[Records from a dataset]
** BEGIN **

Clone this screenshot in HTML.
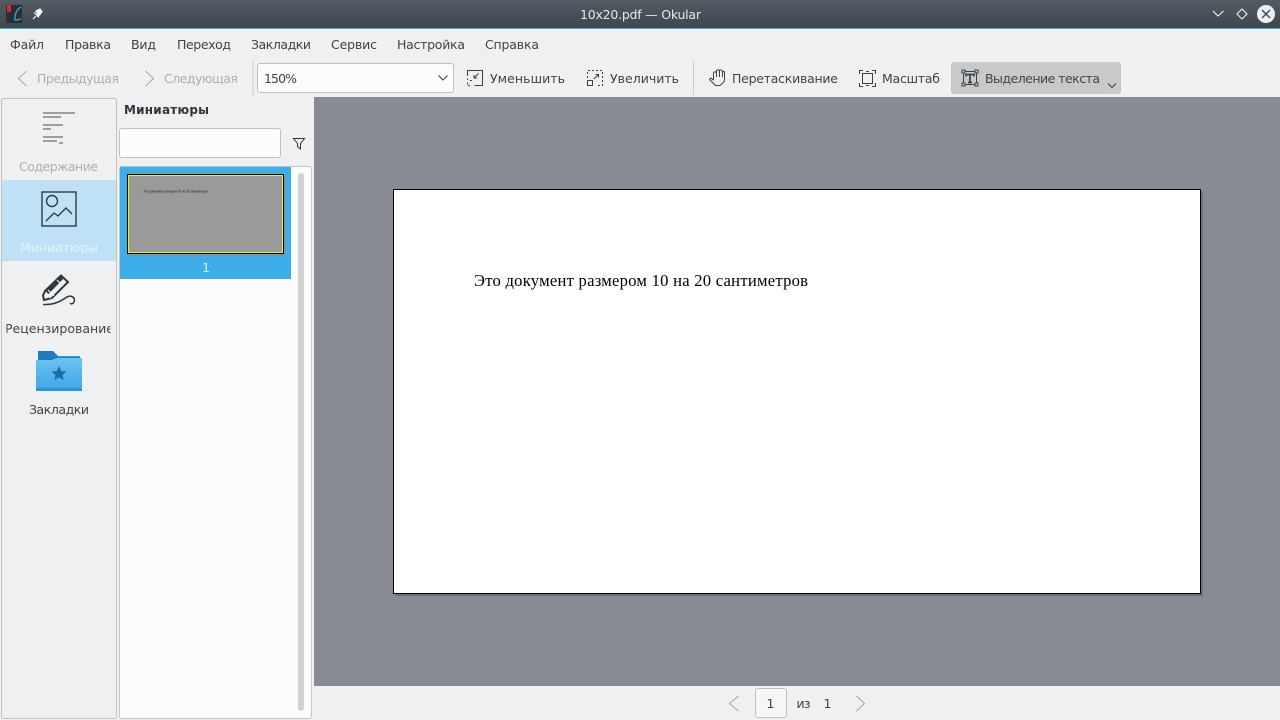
<!DOCTYPE html>
<html lang="ru">
<head>
<meta charset="utf-8">
<title>10x20.pdf — Okular</title>
<style>
html,body{margin:0;padding:0;width:1280px;height:720px;overflow:hidden;background:#eff0f1}
svg{display:block}
text{font-family:"DejaVu Sans","Liberation Sans",sans-serif;font-size:12.5px;fill:#3f4449}
.dis{fill:#adb0b2}
.ic{fill:none;stroke:#3a4045;stroke-width:1}
.icd{fill:none;stroke:#a3a6a9;stroke-width:1}
</style>
</head>
<body>
<svg width="1280" height="720" viewBox="0 0 1280 720" xmlns="http://www.w3.org/2000/svg" shape-rendering="geometricPrecision">
<defs>
<linearGradient id="tb" x1="0" y1="0" x2="0" y2="1"><stop offset="0" stop-color="#525c64"/><stop offset="1" stop-color="#3f464d"/></linearGradient>
<linearGradient id="fd" x1="0" y1="0" x2="0" y2="1"><stop offset="0" stop-color="#6cc1f1"/><stop offset="1" stop-color="#3da6e6"/></linearGradient>
<clipPath id="cl"><rect x="6.500" y="315" width="104" height="25"/></clipPath>
</defs>
<rect width="1280" height="720" fill="#eff0f1"/>

<!-- Title bar -->
<rect width="1280" height="28" fill="url(#tb)"/>
<rect y="28" width="1280" height="1" fill="#3daee9"/>
<rect x="6" y="5" width="16" height="18" fill="#2b2e33"/>
<rect x="7" y="5" width="4" height="7" fill="#d8283a"/>
<path d="M21 7C17 9 14.500 14 15 20C17 20 19.500 20 21 18.500" fill="none" stroke="#2a9fe0" stroke-width="1.500"/>
<path d="M36 16L33 19M34 12.500L39 17.500M36 11L40 9L42 11.500L40 14.500L38.500 16Z" fill="#f5f6f6" stroke="#f5f6f6" stroke-width="1.200"/>
<text x="580" y="19" textLength="121" lengthAdjust="spacing" style="fill:#e6e8e9">10x20.pdf — Okular</text>
<path d="M1213 11L1218 16L1223.500 11" fill="none" stroke="#f2f3f3" stroke-width="1.100"/>
<path d="M1242 9L1247 14L1242 19L1237 14Z" fill="none" stroke="#f2f3f3" stroke-width="1.100"/>
<circle cx="1266" cy="14" r="9" fill="#eff0f1"/>
<path d="M1262 10L1270 18M1270 10L1262 18" stroke="#3a4147" stroke-width="1.300"/>

<!-- Menu bar -->
<text x="10" y="49" textLength="34">Файл</text>
<text x="65" y="49" textLength="46">Правка</text>
<text x="131" y="49" textLength="25">Вид</text>
<text x="177" y="49" textLength="54">Переход</text>
<text x="251" y="49" textLength="60">Закладки</text>
<text x="331" y="49" textLength="46">Сервис</text>
<text x="397" y="49" textLength="68">Настройка</text>
<text x="485" y="49" textLength="54">Справка</text>

<!-- Toolbar -->
<path d="M26.500 71L18.500 78.500L26.500 86" class="icd"/>
<text class="dis" x="37" y="83" textLength="82">Предыдущая</text>
<path d="M145.500 71L153.500 78.500L145.500 86" class="icd"/>
<text class="dis" x="164" y="83" textLength="74">Следующая</text>
<rect x="252.500" y="61" width="1" height="34" fill="#c9cbcc"/>
<rect x="257.500" y="63.500" width="196" height="29" rx="2.500" fill="#fcfcfc" stroke="#bfc1c3"/>
<text x="264" y="83" textLength="33">150%</text>
<path d="M438.500 75.500L443 80L447.500 75.500" class="ic"/>

<!-- Уменьшить -->
<path d="M467.500 76V70.500H482.500V85.500H474.500" class="ic"/>
<path d="M467.500 78.500V80M467.500 82.500V85.500H471.500M470 80.500H472.500" class="ic" stroke-dasharray="2 1.500"/>
<path d="M478.500 73.500L474 78M474 75V78H477" class="ic"/>
<text x="490" y="83" textLength="75">Уменьшить</text>

<!-- Увеличить -->
<path d="M587.500 78V70.500H602.500V85.500H596" class="ic" stroke-dasharray="2 2"/>
<rect x="587.500" y="80.500" width="5" height="5" class="ic"/>
<path d="M594 79L598.500 74.500M595.500 74.500H598.500V77.500" class="ic"/>
<text x="610" y="83" textLength="69">Увеличить</text>
<rect x="693" y="61" width="1" height="34" fill="#c9cbcc"/>

<!-- Перетаскивание -->
<path d="M720 85.500H715.500L709.500 79.500L711 78L713.500 80V73C713.500 71.500 716.500 71.500 716.500 73V71C716.500 69.500 719.500 69.500 719.500 71C719.500 69.500 722.500 69.500 722.500 71.500C722.500 71 724.500 71 724.500 72.500V80C724.500 82 722 84 720 85.500Z" class="ic" stroke-linejoin="round"/>
<path d="M716.500 73V77M719.500 71V77M722.500 71.500V77" class="ic"/>
<text x="732" y="83" textLength="106">Перетаскивание</text>

<!-- Масштаб -->
<rect x="862.500" y="73.500" width="10" height="10" class="ic"/>
<path d="M859.500 74V70.500H863M872 70.500H875.500V74M875.500 83V86.500H872M863 86.500H859.500V83" class="ic"/>
<path d="M866 71.500H869M866 85.500H869" class="ic"/>
<text x="882" y="83" textLength="58">Масштаб</text>

<!-- Выделение текста -->
<rect x="951" y="62" width="170" height="32" rx="2.500" fill="#c8c9cb"/>
<rect x="963.500" y="71.500" width="13" height="13" class="ic"/>
<rect x="962" y="70" width="3" height="3" fill="#c8c9cb" stroke="#3a4045"/>
<rect x="975" y="70" width="3" height="3" fill="#c8c9cb" stroke="#3a4045"/>
<rect x="962" y="83" width="3" height="3" fill="#c8c9cb" stroke="#3a4045"/>
<rect x="975" y="83" width="3" height="3" fill="#c8c9cb" stroke="#3a4045"/>
<path d="M966 76.500V74.500H974V76.500M970 74.500V82.500M968 82.500H972" fill="none" stroke="#3a4045" stroke-width="1.700"/>
<text x="985" y="83" textLength="115">Выделение текста</text>
<path d="M1108 83.500L1112 87.500L1116 83.500" class="ic"/>

<!-- Sidebar -->
<rect x="1.500" y="98.500" width="115" height="620" rx="2" fill="#eff0f1" stroke="#c0c2c4"/>
<g fill="#9c9ea1">
<rect x="43" y="112" width="32" height="2"/>
<rect x="43" y="116" width="18" height="2"/>
<rect x="43" y="124" width="20" height="2"/>
<rect x="43" y="128" width="8" height="2"/>
<rect x="43" y="136" width="20" height="2"/>
<rect x="43" y="140" width="14" height="2"/>
<rect x="59" y="142" width="4" height="2"/>
</g>
<text class="dis" x="19" y="171" textLength="79">Содержание</text>

<rect x="2" y="180" width="114" height="81" fill="#c0e0f5"/>
<rect x="42" y="192" width="34" height="34" fill="none" stroke="#2f3a42" stroke-width="1.400"/>
<circle cx="52" cy="201" r="5.500" fill="none" stroke="#2f3a42" stroke-width="1.400"/>
<path d="M46 221L54 213L58 216L66 208L72 214" fill="none" stroke="#2f3a42" stroke-width="1.400"/>
<text x="20" y="252" textLength="78" style="fill:#e4f1fa">Миниатюры</text>

<path d="M61 275.500L68 282L52 298L44 300L43 295.500L45 291Z" fill="none" stroke="#31373c" stroke-width="2"/>
<path d="M45 291L61 275.500L64 278L48.500 294Z" fill="#31373c"/>
<path d="M48 290L54 296M46 293L51 298M57 280L63 286" stroke="#eff0f1" stroke-width="1.200"/>
<path d="M43 304.500C52 305 60 302 66 297.500C71 294 76 298 74 302C73 304 71 304.500 70 303" fill="none" stroke="#31373c" stroke-width="1.500"/>
<text x="5" y="333" textLength="109" clip-path="url(#cl)">Рецензирование</text>

<path d="M38 351H53L58 356H80V362H38Z" fill="#1c7fbd"/>
<rect x="58" y="356" width="22" height="1" fill="#3c9ad6"/>
<path d="M36 360H52L57 358H82V391H36Z" fill="url(#fd)"/>
<rect x="36" y="388" width="46" height="3" fill="#2f94d2"/>
<path d="M59 366L61.300 371L66.500 371.500L62.500 375L63.700 380L59 377.400L54.300 380L55.500 375L51.500 371.500L56.700 371Z" fill="#1a6ea8"/>
<text x="29" y="414" textLength="60">Закладки</text>

<!-- Thumbnails panel -->
<text x="124" y="114" textLength="85" style="font-weight:bold;font-size:12px;fill:#31363b">Миниатюры</text>
<rect x="119.500" y="128.500" width="161" height="29" rx="2.500" fill="#fcfcfc" stroke="#bfc1c3"/>
<path d="M293.500 138.500H304.500L300.500 143.500V149L297.500 146.500V143.500Z" fill="none" stroke="#31363b" stroke-width="1"/>
<rect x="119.500" y="166.500" width="192" height="552" rx="2" fill="#fcfcfc" stroke="#c3c5c7"/>
<rect x="120" y="167" width="171" height="112" fill="#3daee9"/>
<rect x="129" y="176" width="157" height="80" fill="#8a8a8a" opacity=".6"/>
<rect x="127.500" y="174.500" width="156" height="79" fill="#9a9a9a" stroke="#000"/>
<rect x="128.500" y="175.500" width="154" height="77" fill="none" stroke="#f5ee1f"/>
<text x="143" y="192.500" textLength="65" style="font-family:'Liberation Serif',serif;font-size:3.800px;fill:#2b2b2b">Это документ размером 10 на 20 сантиметров</text>
<text x="202" y="272" textLength="6.500" style="fill:#d5eefb">1</text>
<rect x="298" y="173" width="6" height="538" rx="3" fill="#cfd1d3"/>

<!-- Canvas -->
<rect x="314" y="97" width="966" height="589" fill="#888b93"/>
<rect x="395" y="191" width="808" height="405" fill="#6f7177"/>
<rect x="393.500" y="189.500" width="807" height="404" fill="#fff" stroke="#000"/>
<text x="474" y="286" textLength="334" style="font-family:'Liberation Serif',serif;font-size:16.600px;fill:#000">Это документ размером 10 на 20 сантиметров</text>

<!-- Bottom bar -->
<path d="M738.500 696L729.500 703.500L738.500 711" class="icd"/>
<rect x="755.500" y="688.500" width="31" height="29" rx="2.500" fill="#f6f6f7" stroke="#bfc1c3"/>
<text x="766.500" y="708" textLength="6.500">1</text>
<text x="796.500" y="708" textLength="14">из</text>
<text x="823.500" y="708" textLength="6.500">1</text>
<path d="M856.500 696L864.500 703.500L856.500 711" class="icd"/>
</svg>
</body>
</html>
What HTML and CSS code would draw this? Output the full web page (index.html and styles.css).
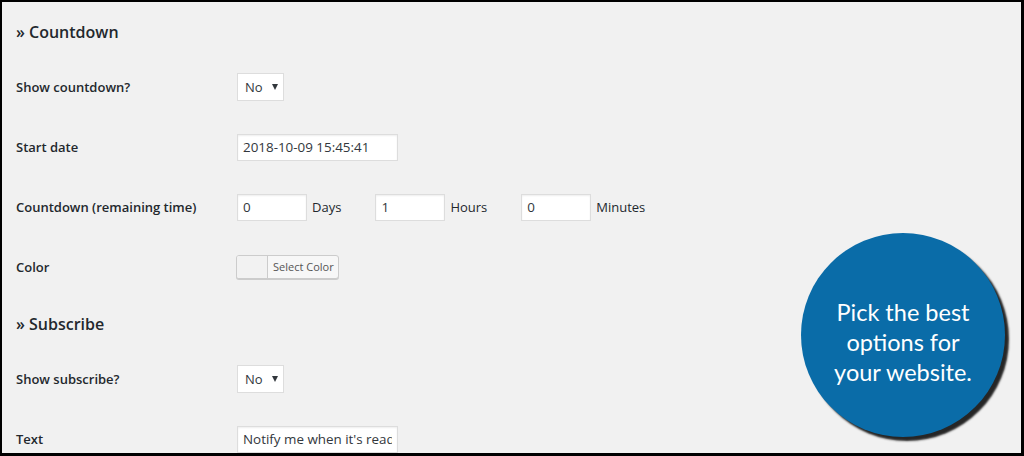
FILE: index.html
```html
<!DOCTYPE html>
<html lang="en">
<head>
    <meta charset="UTF-8">
    <meta name="viewport" content="width=device-width, initial-scale=1.0">
    <title>Coming Soon Settings</title>
    <link rel="stylesheet" href="styles.css">
</head>
<body>

<div class="screen">
    <div class="settings">
        <h2 class="section-title">&raquo; Countdown</h2>
        <div class="form-table">
            <div class="row">
                <div class="label">Show countdown?</div>
                <div class="field">
                    <div class="select">No <span class="caret"></span></div>
                </div>
            </div>
            <div class="row">
                <div class="label">Start date</div>
                <div class="field">
                    <input type="text" class="text-input" value="2018-10-09 15:45:41">
                </div>
            </div>
            <div class="row">
                <div class="label">Countdown (remaining time)</div>
                <div class="field">
                    <input type="text" class="num-input" value="0"><span class="unit">Days</span>
                    <input type="text" class="num-input" value="1"><span class="unit">Hours</span>
                    <input type="text" class="num-input" value="0"><span class="unit">Minutes</span>
                </div>
            </div>
            <div class="row">
                <div class="label">Color</div>
                <div class="field">
                    <div class="color-btn">
                        <span class="swatch"></span>
                        <span class="color-text">Select Color</span>
                    </div>
                </div>
            </div>
        </div>

        <h2 class="section-title">&raquo; Subscribe</h2>
        <div class="form-table">
            <div class="row">
                <div class="label">Show subscribe?</div>
                <div class="field">
                    <div class="select">No <span class="caret"></span></div>
                </div>
            </div>
            <div class="row">
                <div class="label">Text</div>
                <div class="field">
                    <input type="text" class="text-input" value="Notify me when it's ready">
                </div>
            </div>
        </div>
    </div>

    <div class="bubble">
        <p>Pick the best<br>options for<br>your website.</p>
    </div>
</div>

</body>
</html>
```

FILE: styles.css
```css
html, body {
    margin: 0;
    padding: 0;
}
body {
    background-color: #000000;
    font-family: "Open Sans", "Noto Sans", sans-serif;
    color: #23282d;
    overflow: hidden;
}
.screen {
    position: relative;
    box-sizing: border-box;
    width: 1024px;
    height: 456px;
    border-style: solid;
    border-color: #000000;
    border-width: 2px 3px 3px 2px;
    background: #f1f1f1;
    overflow: hidden;
}
.settings {
    padding: 3px 0 0 14px;
}
.section-title {
    margin: 15px 0 13px;
    font-size: 16px;
    line-height: 24px;
    font-weight: 600;
    color: #23282d;
}
.row {
    display: flex;
    align-items: center;
    height: 60px;
}
.label {
    width: 221px;
    font-size: 13px;
    font-weight: 600;
}
.field {
    display: flex;
    align-items: center;
    font-size: 13px;
}
.select {
    box-sizing: border-box;
    display: flex;
    align-items: center;
    width: 47px;
    height: 28px;
    padding-left: 7px;
    background: #ffffff;
    border: 1px solid #dddddd;
    font-size: 13px;
    color: #32373c;
}
.caret {
    width: 0;
    height: 0;
    margin-left: 9px;
    border-left: 3.5px solid transparent;
    border-right: 3.5px solid transparent;
    border-top: 6px solid #32373c;
}
input {
    box-sizing: border-box;
    height: 27px;
    padding: 0 5px;
    border: 1px solid #dddddd;
    background: #ffffff;
    box-shadow: inset 0 1px 2px rgba(0,0,0,0.07);
    font-family: "Open Sans", "Noto Sans", sans-serif;
    font-size: 13.4px;
    color: #32373c;
    outline: none;
}
.text-input {
    width: 161px;
}
.num-input {
    width: 70px;
}
.unit {
    margin: 0 34px 0 5px;
}
.color-btn {
    box-sizing: border-box;
    display: flex;
    height: 24px;
    margin-left: -1px;
    border: 1px solid #cccccc;
    border-radius: 3px;
    background: #f7f7f7;
    box-shadow: 0 1px 0 #cccccc;
    overflow: hidden;
}
.swatch {
    width: 30px;
    border-right: 1px solid #cccccc;
    background: #f2f2f2;
}
.color-text {
    padding: 0 4px 0 5px;
    font-size: 11px;
    line-height: 22px;
    color: #555555;
}
.bubble {
    position: absolute;
    left: 799px;
    top: 231px;
    width: 204px;
    height: 204px;
    border-radius: 50%;
    background: #0a6ca8;
    box-shadow: 4px 4px 2px rgba(15,15,15,0.9);
    display: flex;
    align-items: center;
    justify-content: center;
}
.bubble p {
    margin: 0;
    padding-top: 13px;
    font-family: Lato, "Open Sans", sans-serif;
    font-size: 23.5px;
    line-height: 30px;
    text-align: center;
    color: #ffffff;
}
```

** END **

> _AIM_
Exactly as written, repeat the lines from the beginning of the entries up to and including the line with "10L1270 18M1270 10L1262", but not the pictures.

> _RESPONSE BELOW_
Clone this screenshot in HTML.
<!DOCTYPE html>
<html lang="ru">
<head>
<meta charset="utf-8">
<title>10x20.pdf — Okular</title>
<style>
html,body{margin:0;padding:0;width:1280px;height:720px;overflow:hidden;background:#eff0f1}
svg{display:block}
text{font-family:"DejaVu Sans","Liberation Sans",sans-serif;font-size:12.5px;fill:#3f4449}
.dis{fill:#adb0b2}
.ic{fill:none;stroke:#3a4045;stroke-width:1}
.icd{fill:none;stroke:#a3a6a9;stroke-width:1}
</style>
</head>
<body>
<svg width="1280" height="720" viewBox="0 0 1280 720" xmlns="http://www.w3.org/2000/svg" shape-rendering="geometricPrecision">
<defs>
<linearGradient id="tb" x1="0" y1="0" x2="0" y2="1"><stop offset="0" stop-color="#525c64"/><stop offset="1" stop-color="#3f464d"/></linearGradient>
<linearGradient id="fd" x1="0" y1="0" x2="0" y2="1"><stop offset="0" stop-color="#6cc1f1"/><stop offset="1" stop-color="#3da6e6"/></linearGradient>
<clipPath id="cl"><rect x="6.500" y="315" width="104" height="25"/></clipPath>
</defs>
<rect width="1280" height="720" fill="#eff0f1"/>

<!-- Title bar -->
<rect width="1280" height="28" fill="url(#tb)"/>
<rect y="28" width="1280" height="1" fill="#3daee9"/>
<rect x="6" y="5" width="16" height="18" fill="#2b2e33"/>
<rect x="7" y="5" width="4" height="7" fill="#d8283a"/>
<path d="M21 7C17 9 14.500 14 15 20C17 20 19.500 20 21 18.500" fill="none" stroke="#2a9fe0" stroke-width="1.500"/>
<path d="M36 16L33 19M34 12.500L39 17.500M36 11L40 9L42 11.500L40 14.500L38.500 16Z" fill="#f5f6f6" stroke="#f5f6f6" stroke-width="1.200"/>
<text x="580" y="19" textLength="121" lengthAdjust="spacing" style="fill:#e6e8e9">10x20.pdf — Okular</text>
<path d="M1213 11L1218 16L1223.500 11" fill="none" stroke="#f2f3f3" stroke-width="1.100"/>
<path d="M1242 9L1247 14L1242 19L1237 14Z" fill="none" stroke="#f2f3f3" stroke-width="1.100"/>
<circle cx="1266" cy="14" r="9" fill="#eff0f1"/>
<path d="M1262 10L1270 18M1270 10L1262 18" stroke="#3a4147" stroke-width="1.300"/>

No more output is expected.